Now I'm not going to be one of those people who write a novel before you get to the recipe. But have you tried making plant based food before? It's definitely worth the try, there are many benefits (which I wont get into here). You could even consider just dedicating one night a week to a plant based dinner. And enjoy the whole experience with the family... right from the get-go of what you're going to make, picking up the groceries and then having a glass of wine while you cook together.


Perfect dinner for those cold nights, warming you from the inside out!

Sometimes plant based food can be hit-and-miss, so it can be a little bit of trial and error; so I've taken that part out for you! This Thai Pumpkin Curry is one of my absolute favourites - and I make it at home when I need something for the heart and belly :)

Here it is, it's delicious, it's nourishing.
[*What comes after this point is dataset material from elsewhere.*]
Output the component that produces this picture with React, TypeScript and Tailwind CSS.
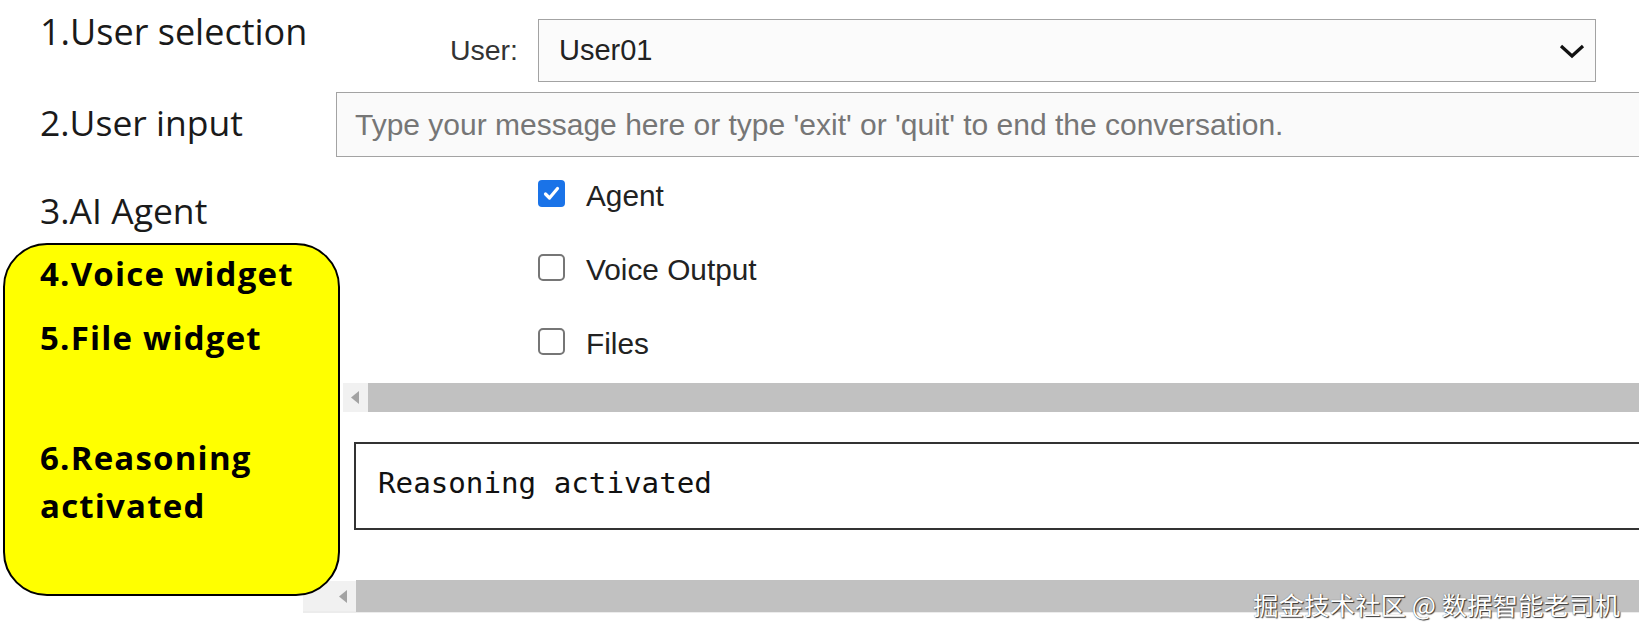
import React from "react";

function ScrollArrow() {
  return (
    <svg width="9" height="13" viewBox="0 0 9 13" className="shrink-0">
      <polygon points="8,0 8,13 0,6.5" fill="#a3a3a3" />
    </svg>
  );
}

function Checkbox({ checked, label }: { checked: boolean; label: string }) {
  return (
    <div className="flex items-center h-[27px] pl-[202px] gap-[21px]">
      {checked ? (
        <div className="w-[27px] h-[27px] rounded-[4px] bg-[#1a73e8] flex items-center justify-center">
          <svg width="19" height="19" viewBox="0 0 19 19">
            <polyline points="3.5,10 7.5,14 15.5,4.5" fill="none" stroke="white" strokeWidth="3.2" strokeLinecap="round" strokeLinejoin="round" />
          </svg>
        </div>
      ) : (
        <div className="w-[27px] h-[27px] rounded-[5px] border-2 border-[#767676] bg-white" />
      )}
      <span className="text-[29.8px] leading-[34px] mt-[4px] text-[#222] font-['Liberation_Sans',Arial,sans-serif]">{label}</span>
    </div>
  );
}

export default function App() {
  return (
    <div className="relative w-[1639px] h-[637px] overflow-hidden bg-white flex">
      {/* left annotation column */}
      <div className="w-[336px] shrink-0 flex flex-col relative z-10 font-['Open_Sans',sans-serif] text-[#1a1a1a]">
        <div className="pl-[40px] mt-[12px] h-[40px] leading-[40px] text-[36px] whitespace-nowrap">1.User selection</div>
        <div className="pl-[40px] mt-[50px] h-[40px] leading-[40px] text-[35.5px] whitespace-nowrap">2.User input</div>
        <div className="pl-[40px] mt-[48px] h-[40px] leading-[40px] text-[35.5px] whitespace-nowrap">3.AI Agent</div>
        <div className="ml-[3px] mt-[13px] w-[337px] h-[353px] shrink-0 rounded-[44px] border-2 border-black bg-[#ffff00] pl-[35px] pt-[9px] flex flex-col font-bold text-[33px] text-black tracking-[1.2px] whitespace-nowrap">
          <div className="h-[40px] leading-[40px]">4.Voice widget</div>
          <div className="h-[40px] leading-[40px] mt-[24px]">5.File widget</div>
          <div className="leading-[48px] mt-[76px]">
            6.Reasoning
            <br />
            activated
          </div>
        </div>
      </div>

      {/* widget column */}
      <div className="flex-1 min-w-0 flex flex-col font-['Liberation_Sans',Arial,sans-serif]">
        <div className="mt-[19px] h-[63px] flex items-center shrink-0">
          <div className="w-[202px] pr-[20px] text-right text-[28.5px] text-[#333]">User:</div>
          <div className="w-[1058px] h-[63px] shrink-0 border-[1.5px] border-[#a3a3a3] bg-[#fbfbfb] flex items-center justify-between pl-[20px] pr-[10px]">
            <span className="text-[29px] text-[#222]">User01</span>
            <svg width="26" height="16" viewBox="0 0 26 16">
              <polyline points="2,3 13,13 24,3" fill="none" stroke="#111" strokeWidth="3.2" strokeLinejoin="miter" />
            </svg>
          </div>
        </div>
        <div className="mt-[10px] h-[65px] w-[1320px] shrink-0 border-[1.5px] border-[#a3a3a3] bg-[#fafafa] flex items-center pl-[18px]">
          <span className="text-[30px] text-[#767676] whitespace-nowrap">
            Type your message here or type 'exit' or 'quit' to end the conversation.
          </span>
        </div>
        <div className="mt-[23px] flex flex-col gap-[47px]">
          <Checkbox checked label="Agent" />
          <Checkbox checked={false} label="Voice Output" />
          <Checkbox checked={false} label="Files" />
        </div>
        <div className="mt-[28px] ml-[7px] h-[29px] w-[1400px] shrink-0 bg-[#f1f1f1] flex items-center">
          <div className="w-[25px] flex justify-center">
            <ScrollArrow />
          </div>
          <div className="flex-1 h-[29px] bg-[#c1c1c1]" />
        </div>
        <div className="mt-[30px] ml-[18px] h-[88px] w-[1400px] shrink-0 border-2 border-[#333] bg-white flex items-center pl-[22px] pb-[4px]">
          <span className="text-[29.2px] text-[#111] font-['DejaVu_Sans_Mono',monospace] whitespace-nowrap">Reasoning activated</span>
        </div>
        <div className="mt-[51px] ml-[-33px] h-[32px] w-[1450px] shrink-0 bg-[#f1f1f1] flex items-center border-b-2 border-[#ececec]">
          <div className="w-[53px] flex justify-end pr-[8px]">
            <ScrollArrow />
          </div>
          <div className="flex-1 h-[32px] bg-[#c1c1c1]" />
        </div>
      </div>

      <div className="absolute right-[19px] bottom-[16px] text-[25.5px] leading-[34px] text-white font-['Noto_Sans_CJK_SC','Noto_Sans',sans-serif] [text-shadow:1px_1px_1px_#333,0_0_1px_#555] whitespace-nowrap">
        掘金技术社区 @ 数据智能老司机
      </div>
    </div>
  );
}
It's soul food!



Thai Pumpkin Curry


Ingredients

  • Oil (for the pan)

  • Garlic to taste (I use about a teaspoon)

  • 1/2 cup sliced leek

  • 2 tablespoons red curry paste

  • Optional, only use these ingredients if you have chosen vegan red curry paste (ie with no fish sauce): 1/2 teaspoon miso, 1 teaspoon soy sauce, 1/4 teaspoon dried mushroom powdered

  • 400ml can of coconut cream

  • 2 cups of small cubed pumpkin

  • 1/2 cup of yellow lentils

  • 2 teaspoons of lime juice (can add more to taste)

  • 1 cup vegetable stock

  • 1 cup of sliced red capsicum

  • 2 sliced and halved zucchini's

  • 1/2 cup peas

  • Bean shoots for garnish

  • Basil for garnish

  • Sliced lime for garnish


Directions

  • Heat the oil over medium heat. Add the garlic and leek, cook until the garlic is golden.
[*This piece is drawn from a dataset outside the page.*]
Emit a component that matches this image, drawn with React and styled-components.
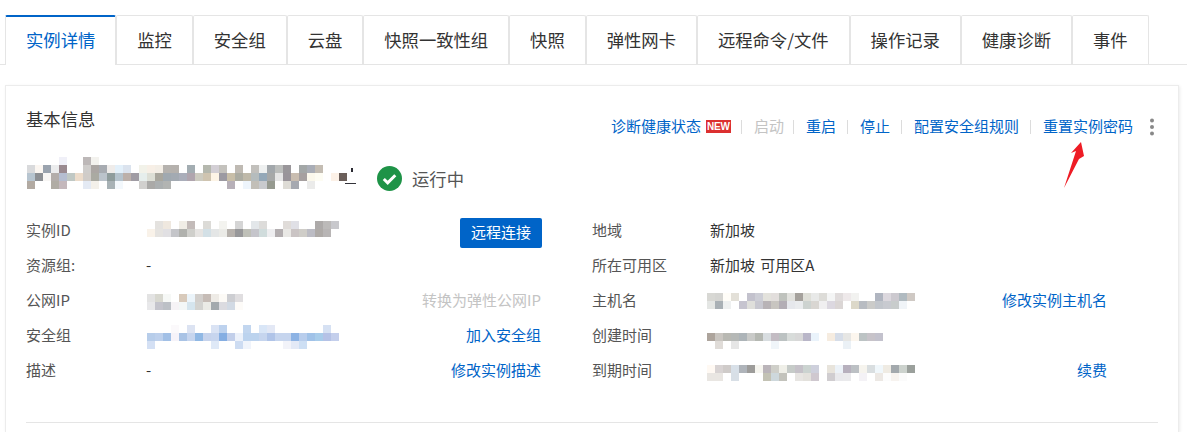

  • Add curry paste and (if vegan) add miso, soy sauce, and mushroom powder and mix well.

  • Stir and cook for about a minute then add coconut cream. Mix through any lumps.

  • Add salt and pepper to taste, pumpkin, lime juice, and vegetable stock and mix in well.

  • Cover and cook until the pumpkin is soft to fork and lentils are not crunchy.

  • Add the rest of the veggies and mix altogether. Bring to a good boil.

  • Taste and adjust salt and flavor. Then take off heat and serve topped with bean sprouts, basil and a slice of lime (I also add a sprinkle of chili flakes). You can serve this with rice, noodles or on it's own.